The U.S. Coast Guard Eagle is used as a training ship for Coast Guard cadets.   The ship offers future officers the opportunity to put into practice the navigation, engineering and professional theory learned in the classroom. Upper-class trainees exercise leadership and perform the duties normally handled by junior officers, while under-class trainees fill the positions of junior enlisted crewmembers. The experience builds character and helps future officers develop leadership and teamwork skills that prove valuable throughout their careers. A permanent crew of eight officers and 50 enlisted personnel maintain the ship year round and provide a strong base of knowledge and seamanship for the training of up to 150 cadets or officer candidates at a time.
 Known as “America’s Tall Ship”, Eagle is the seventh U.S. Coast Guard cutter to bear the name in a proud line dating back to one of the original Revenue Cutters built in 1792. The square-rigged barque was built by the Blohm and Voss Shipyard in Hamburg, Germany, and originally commissioned as Horst Wessel in 1936. The steel-hulled ship was taken as a war reparation after World War II, and a U.S. Coast Guard crew – aided by the German crew still on board – sailed the tall ship from Bremerhaven to New London.

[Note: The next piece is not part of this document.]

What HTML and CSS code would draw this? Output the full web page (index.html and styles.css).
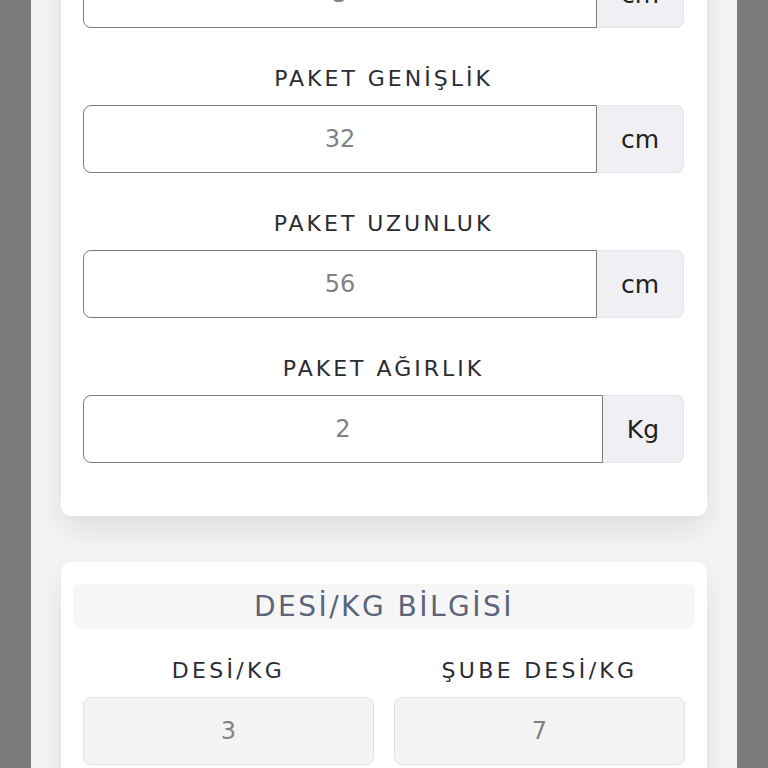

To maneuver Eagle under sail, the crew must handle more than 22,000 square feet of sail and five miles of rigging. Built during the twilight era of sail, the design and construction of Eagle embody centuries of development in the shipbuilder’s art.
Think you’ve seen the Eagle before?  Eagle was recently outfitted with a new figurehead. The job took 3 years resulting in a new 2,000 pound, 15 foot bald eagle in gleaming gold made, for the first time, of fibergalss, its wings lifted on either side of the bow.

USCGC Ida Lewis

Home ported in Newport, Rhode Island, USCGC IDA LEWIS’s area of responsibility spans from Long Island Sound, New York to Cape Cod, Massachusetts. USCGC IDA LEWIS is responsible for a total of 374 aids to navigation. In addition to her primary mission of aids to navigation, USCGC IDA LEWIS also conducts search and rescue, domestic icebreaking, and ports, waterways, and coastal security.

Enviro-Lab II “Project O”

Project Oceanology provides more than 20,000 students and adults annually with opportunities to learn about the ocean through firsthand exploration and experiences. Nurturing interest and inspiring enthusiasm for science and for our planet’s marine environment from our year-round waterfront facility in Groton, Connecticut, our vision is to be the center of excellence for inquiry, and place-based science and marine education serving the evolving needs of our global community.